TASK INSTRUCTIONS | Look for the string "index" in every line, and copy each line that has it.

THE RECORDS |
* * *
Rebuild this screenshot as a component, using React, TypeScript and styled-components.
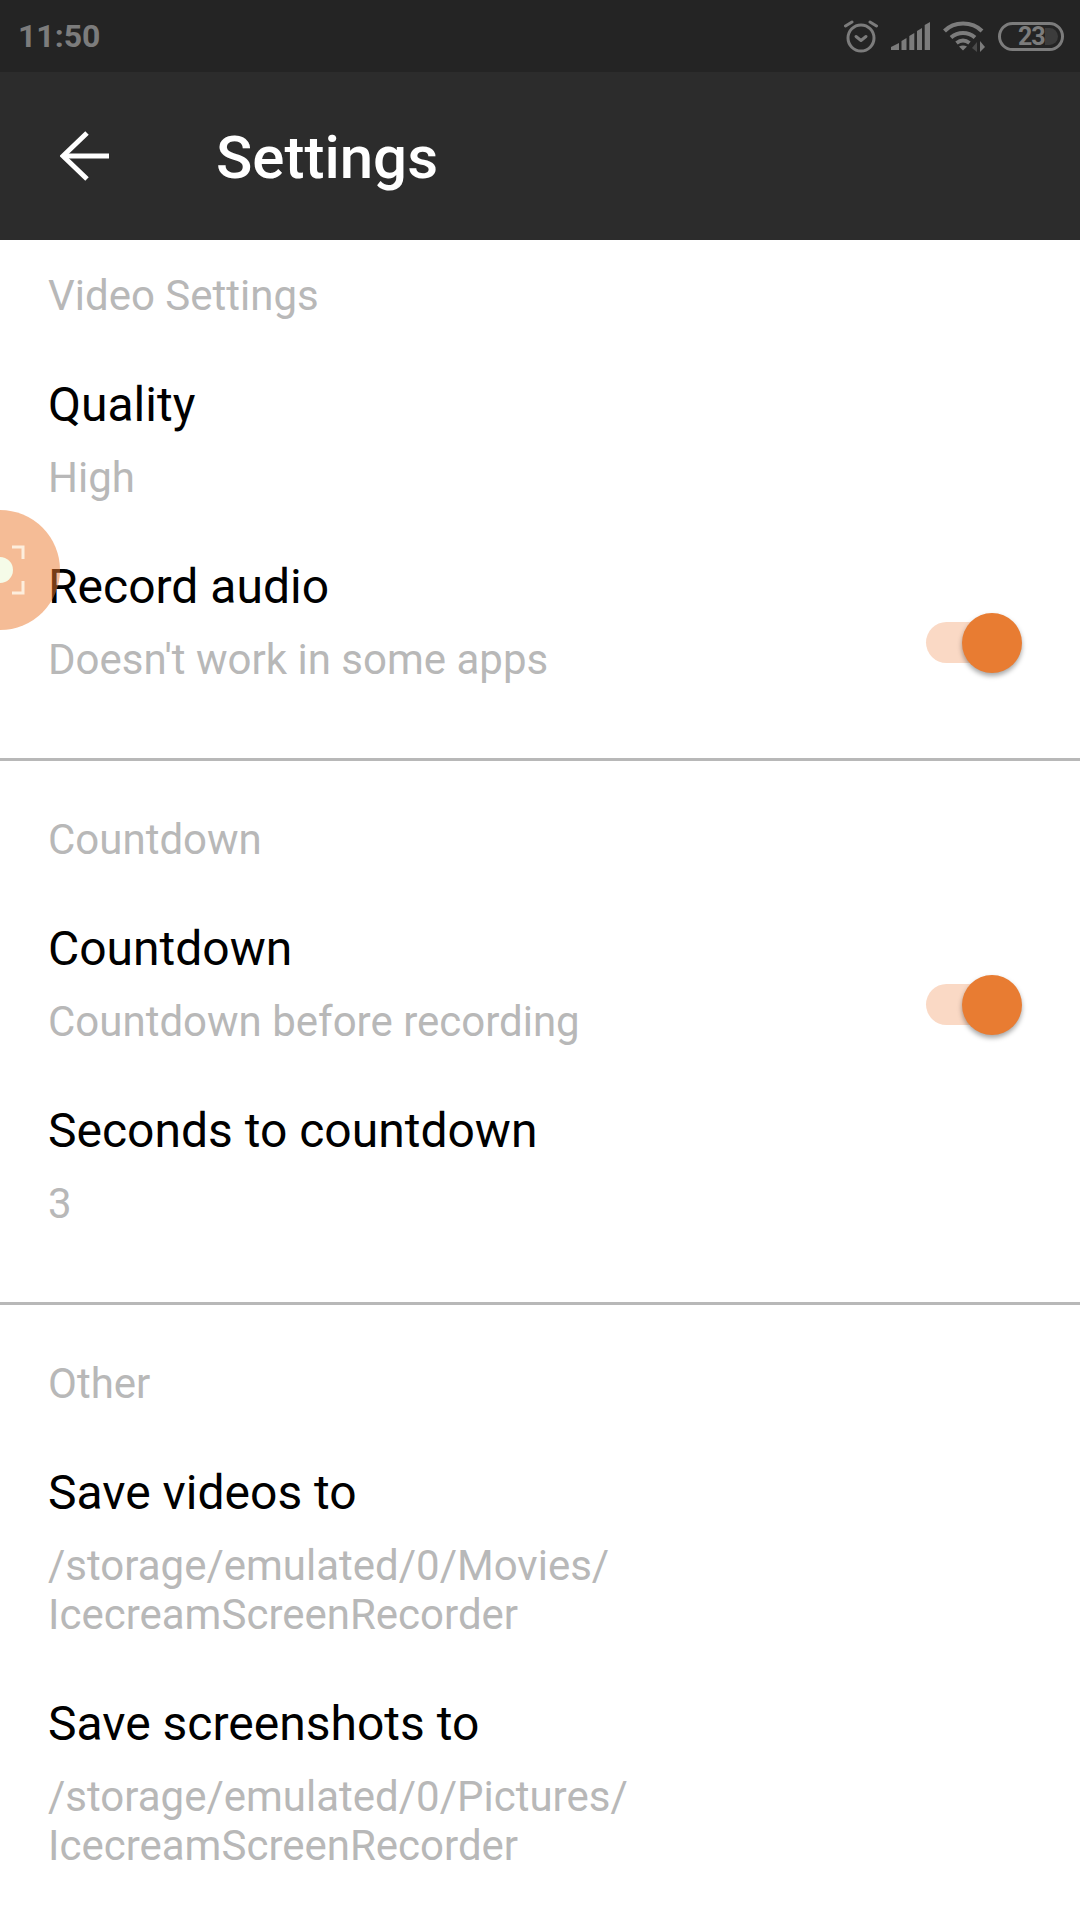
import React from 'react'
import styled, { createGlobalStyle } from 'styled-components'

const Global = createGlobalStyle`
  html, body {
    margin: 0;
    padding: 0;
    background: #fff;
  }
  body {
    font-family: Roboto, "Liberation Sans", sans-serif;
  }
`

const Page = styled.div`
  position: relative;
  width: 1080px;
  height: 1920px;
  overflow: hidden;
  background: #fff;
`

const StatusBar = styled.div`
  height: 72px;
  background: #242424;
  display: flex;
  align-items: center;
  justify-content: space-between;
  padding: 0 16px 0 18px;
  box-sizing: border-box;
`

const Time = styled.span`
  font-size: 32px;
  font-weight: 700;
  color: #7c7c7c;
`

const StatusIcons = styled.div`
  display: flex;
  align-items: center;
  gap: 13px;
`

const Toolbar = styled.div`
  height: 168px;
  background: #2c2c2c;
  display: flex;
  align-items: center;
  padding-left: 60px;
  gap: 106px;
`

const Title = styled.h1`
  margin: 0;
  padding-top: 3px;
  font-size: 60px;
  font-weight: 500;
  color: #fff;
`

const Section = styled.section<{ $first?: boolean; $last?: boolean }>`
  padding: ${({ $first }) => ($first ? 0 : 23)}px 0 49px;
  border-bottom: ${({ $last }) => ($last ? 'none' : '3px solid #b8b8b8')};
`

const Header = styled.div`
  padding: 31px 48px 24px;
  font-size: 42px;
  line-height: 50px;
  color: #b8b8b8;
`

const Row = styled.div`
  display: flex;
  align-items: center;
  justify-content: space-between;
  padding: 28px 58px 25px 48px;
`

const RowText = styled.div`
  display: flex;
  flex-direction: column;
  gap: 16px;
`

const RowTitle = styled.div`
  font-size: 48px;
  line-height: 64px;
  color: #000;
`

const Summary = styled.div`
  font-size: 42px;
  line-height: 49px;
  color: #b8b8b8;
`

const SwitchBox = styled.div`
  position: relative;
  width: 96px;
  height: 60px;
  margin-top: 46px;
`

const Track = styled.div`
  position: absolute;
  left: 0;
  top: 9px;
  width: 84px;
  height: 41px;
  border-radius: 21px;
  background: #fad9c5;
`

const Knob = styled.div`
  position: absolute;
  right: 0;
  top: 0;
  width: 60px;
  height: 60px;
  border-radius: 50%;
  background: #e87c32;
  box-shadow: 0 3px 5px rgba(0, 0, 0, 0.35);
`

const Floating = styled.div`
  position: absolute;
  left: -60px;
  top: 510px;
  width: 120px;
  height: 120px;
  border-radius: 50%;
  background: rgba(236, 122, 46, 0.5);
`

const FloatingMark = styled.svg`
  position: absolute;
  left: 60px;
  top: 0;
`

const Switch = () => (
  <SwitchBox>
    <Track />
    <Knob />
  </SwitchBox>
)

const AlarmIcon = () => (
  <svg width="34" height="34" viewBox="0 0 34 34" fill="none" stroke="#7c7c7c" strokeWidth="3" strokeLinecap="round" strokeLinejoin="round">
    <circle cx="17" cy="19" r="13" />
    <path d="M12 17.5l5 4 5-4" />
    <path d="M1.5 7l6.5-4M32.5 7l-6.5-4" />
  </svg>
)

const SignalIcon = () => (
  <svg width="39" height="28" viewBox="0 0 39 28" fill="#7c7c7c">
    <path d="M0 28v-3l8-4v7z" />
    <path d="M10.5 28V19l5-3v12z" />
    <path d="M18.3 28V14l5-3v17z" />
    <path d="M26 28V9l5-3v22z" />
    <path d="M33.7 28V3l5.3-3v28z" />
  </svg>
)

const WifiIcon = () => (
  <svg width="42" height="32" viewBox="0 0 42 32" fill="none" stroke="#7c7c7c" strokeWidth="4">
    <path d="M1.5 11C11 1 29 1 39 11" />
    <path d="M8 17.5c7-6 17-6 24 0" />
    <path d="M13.5 23c4-3 9-3 13 0" />
    <path d="M20 30.5l-4-4c2.5-1.5 5.5-1.5 8 0z" fill="#7c7c7c" stroke="none" />
    <path d="M34 22v10l-5-4z" fill="#4a4a4a" stroke="none" />
    <path d="M37 32V21l5 6z" fill="#7c7c7c" stroke="none" />
  </svg>
)

const BatteryBox = styled.div`
  position: relative;
  width: 66px;
  height: 29px;
  box-sizing: border-box;
  border: 3px solid #7c7c7c;
  border-radius: 15px;
  display: flex;
  align-items: center;
  padding-left: 17px;
`

const BatteryText = styled.span`
  font-size: 25px;
  font-weight: 700;
  letter-spacing: -1px;
  color: #7c7c7c;
`

const BatteryRest = styled.div`
  position: absolute;
  right: 3px;
  top: 3px;
  width: 13px;
  height: 17px;
  border-radius: 0 9px 9px 0;
  background: #3c3c3c;
`

const BackIcon = () => (
  <svg width="50" height="50" viewBox="0 0 50 50" fill="none" stroke="#fff" strokeWidth="5">
    <path d="M49 25H4" />
    <path d="M27 2L3 25l24 23" />
  </svg>
)

export default function App() {
  return (
    <Page>
      <Global />
      <StatusBar>
        <Time>11:50</Time>
        <StatusIcons>
          <AlarmIcon />
          <SignalIcon />
          <WifiIcon />
          <BatteryBox>
            <BatteryText>23</BatteryText>
            <BatteryRest />
          </BatteryBox>
        </StatusIcons>
      </StatusBar>
      <Toolbar>
        <BackIcon />
        <Title>Settings</Title>
      </Toolbar>

      <Section $first>
        <Header>Video Settings</Header>
        <Row>
          <RowText>
            <RowTitle>Quality</RowTitle>
            <Summary>High</Summary>
          </RowText>
        </Row>
        <Row>
          <RowText>
            <RowTitle>Record audio</RowTitle>
            <Summary>Doesn't work in some apps</Summary>
          </RowText>
          <Switch />
        </Row>
      </Section>

      <Section>
        <Header>Countdown</Header>
        <Row>
          <RowText>
            <RowTitle>Countdown</RowTitle>
            <Summary>Countdown before recording</Summary>
          </RowText>
          <Switch />
        </Row>
        <Row>
          <RowText>
            <RowTitle>Seconds to countdown</RowTitle>
            <Summary>3</Summary>
          </RowText>
        </Row>
      </Section>

      <Section $last>
        <Header>Other</Header>
        <Row>
          <RowText>
            <RowTitle>Save videos to</RowTitle>
            <Summary>/storage/emulated/0/Movies/<br />IcecreamScreenRecorder</Summary>
          </RowText>
        </Row>
        <Row>
          <RowText>
            <RowTitle>Save screenshots to</RowTitle>
            <Summary>/storage/emulated/0/Pictures/<br />IcecreamScreenRecorder</Summary>
          </RowText>
        </Row>
      </Section>

      <Floating>
        <FloatingMark width="30" height="120" viewBox="0 0 30 120" fill="none">
          <circle cx="0" cy="60" r="13" fill="#f5fbe8" stroke="none" />
          <path d="M12 37h11v12M12 83h11V71" stroke="#fdeedd" strokeWidth="3" />
        </FloatingMark>
      </Floating>
    </Page>
  )
}
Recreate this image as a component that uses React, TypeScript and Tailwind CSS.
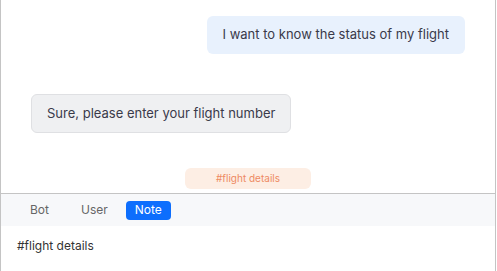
export default function App() {
  return (
    <div
      className="w-[496px] h-[271px] border-x border-[#c4c4c4] bg-white flex flex-col"
      style={{ fontFamily: "Inter, 'Noto Sans', sans-serif" }}
    >
      <div className="h-[194px] border-b border-[#c4c4c4] px-[30px] pt-[16px] flex flex-col">
        <div className="flex justify-end">
          <div className="h-[38px] px-[16px] flex items-center rounded-md bg-[#e8f1fd] text-[13px] text-[#3a3a4a]">
            I want to know the status of my flight
          </div>
        </div>
        <div className="flex justify-start mt-[40px]">
          <div className="h-[39px] px-[15px] flex items-center rounded-md bg-[#eff0f2] border border-[#dfe0e3] text-[13px] text-[#3a3a4a]">
            Sure, please enter your flight number
          </div>
        </div>
        <div className="flex justify-center mt-[35px]">
          <div className="w-[126px] h-[21px] rounded-md bg-[#fdeee4] flex items-center justify-center text-[10px] text-[#ee8a62]">
            #flight details
          </div>
        </div>
      </div>
      <div className="h-[32px] bg-[#f7f8fa] flex items-center pl-[29px] text-[12px]">
        <span className="text-[#666]">Bot</span>
        <span className="ml-[32px] text-[#666]">User</span>
        <button className="ml-[18px] h-[19px] px-[9px] rounded-[4px] bg-[#0d6efd] text-white leading-none">
          Note
        </button>
      </div>
      <div className="px-[16px] pt-[11px] text-[12px] text-[#333]">#flight details</div>
    </div>
  );
}
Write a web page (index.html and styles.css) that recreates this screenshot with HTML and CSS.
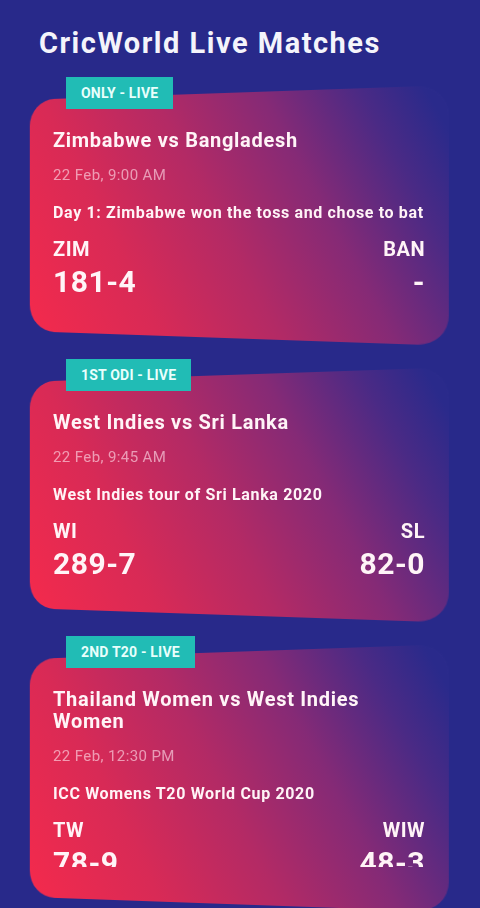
FILE: index.html
```html
<!DOCTYPE html>
<html lang="en">
<head>
<meta charset="utf-8">
<title>CricWorld Live Matches</title>
<link rel="stylesheet" href="styles.css">
</head>
<body>
<main class="page">
  <h1 class="page-title">CricWorld Live Matches</h1>

  <section class="match">
    <span class="badge">ONLY - LIVE</span>
    <div class="card card--one">
      <div class="card-body">
        <h2 class="match-title">Zimbabwe vs Bangladesh</h2>
        <p class="match-date">22 Feb, 9:00 AM</p>
        <p class="match-info">Day 1: Zimbabwe won the toss and chose to bat</p>
        <div class="teams">
          <div class="side">
            <div class="team">ZIM</div>
            <div class="score">181-4</div>
          </div>
          <div class="side side--right">
            <div class="team">BAN</div>
            <div class="score">-</div>
          </div>
        </div>
      </div>
    </div>
  </section>

  <section class="match">
    <span class="badge">1ST ODI - LIVE</span>
    <div class="card card--two">
      <div class="card-body">
        <h2 class="match-title">West Indies vs Sri Lanka</h2>
        <p class="match-date">22 Feb, 9:45 AM</p>
        <p class="match-info">West Indies tour of Sri Lanka 2020</p>
        <div class="teams">
          <div class="side">
            <div class="team">WI</div>
            <div class="score">289-7</div>
          </div>
          <div class="side side--right">
            <div class="team">SL</div>
            <div class="score">82-0</div>
          </div>
        </div>
      </div>
    </div>
  </section>

  <section class="match">
    <span class="badge">2ND T20 - LIVE</span>
    <div class="card card--three">
      <div class="card-body">
        <h2 class="match-title">Thailand Women vs West Indies Women</h2>
        <p class="match-date">22 Feb, 12:30 PM</p>
        <p class="match-info">ICC Womens T20 World Cup 2020</p>
        <div class="teams">
          <div class="side">
            <div class="team">TW</div>
            <div class="score">78-9</div>
          </div>
          <div class="side side--right">
            <div class="team">WIW</div>
            <div class="score">48-3</div>
          </div>
        </div>
      </div>
    </div>
  </section>
</main>
</body>
</html>
```

FILE: styles.css
```css
html, body {
  margin: 0;
  padding: 0;
  overflow: hidden;
}

body {
  background: #28298a;
  font-family: Roboto, "Noto Sans", "Liberation Sans", sans-serif;
  color: #ffffff;
}

.page {
  display: flex;
  flex-direction: column;
  padding: 26px 0 0 30px;
  width: 419px;
}

.page-title {
  margin: 0 0 17px 9px;
  font-size: 29px;
  line-height: 34px;
  font-weight: 700;
  letter-spacing: 1.5px;
  color: #f4f4fb;
  white-space: nowrap;
}

.match {
  display: flex;
  flex-direction: column;
  align-items: flex-start;
  margin-bottom: 28px;
}

.badge {
  position: relative;
  z-index: 1;
  margin-left: 36px;
  padding: 0 15px;
  height: 32px;
  line-height: 32px;
  background: #21bcb5;
  color: #e8fffc;
  font-size: 14px;
  font-weight: 700;
  letter-spacing: 0.2px;
  white-space: nowrap;
}

.card {
  position: relative;
  isolation: isolate;
  align-self: stretch;
  margin-top: -9px;
  padding: 29px 24px 0 23px;
  box-sizing: border-box;
}

.card::before {
  content: "";
  position: absolute;
  top: -7px;
  bottom: -7px;
  left: -17px;
  right: 8px;
  z-index: -1;
  border-radius: 28px;
  background: linear-gradient(62deg, #f42a4c 0%, #d82a56 26%, #b32a65 48%, #852a76 68%, #4a2a85 85%, #2a2a8b 96%);
  transform: perspective(800px) rotateY(-12.7deg);
}

.card--one { height: 231px; }
.card--two { height: 226px; }
.card--three { height: 238px; }

.card-body {
  height: 179px;
  overflow: hidden;
}

.match-title {
  margin: 0;
  font-size: 20px;
  line-height: 22px;
  font-weight: 700;
  letter-spacing: 0.7px;
  color: #fff4f7;
}

.match-date {
  margin: 14px 0 0;
  font-size: 15px;
  line-height: 20px;
  font-weight: 400;
  letter-spacing: 0.4px;
  color: rgba(255, 225, 235, 0.62);
}

.match-info {
  margin: 18px 0 0;
  font-size: 16px;
  line-height: 20px;
  font-weight: 700;
  letter-spacing: 0.65px;
  color: #fff4f7;
}

.teams {
  display: flex;
  justify-content: space-between;
  margin-top: 14px;
}

.side {
  display: flex;
  flex-direction: column;
}

.side--right {
  align-items: flex-end;
}

.team {
  font-size: 20px;
  line-height: 24px;
  font-weight: 700;
  letter-spacing: 0.5px;
  color: #fff4f7;
}

.score {
  margin-top: 4px;
  font-size: 30px;
  line-height: 34px;
  font-weight: 700;
  letter-spacing: 0.5px;
  color: #fff4f7;
}
```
* * *
WRITTEN ANSWER |
Write a web page (index.html and styles.css) that recreates this screenshot with HTML and CSS.
FILE: index.html
  z-index: 1;
  z-index: -1;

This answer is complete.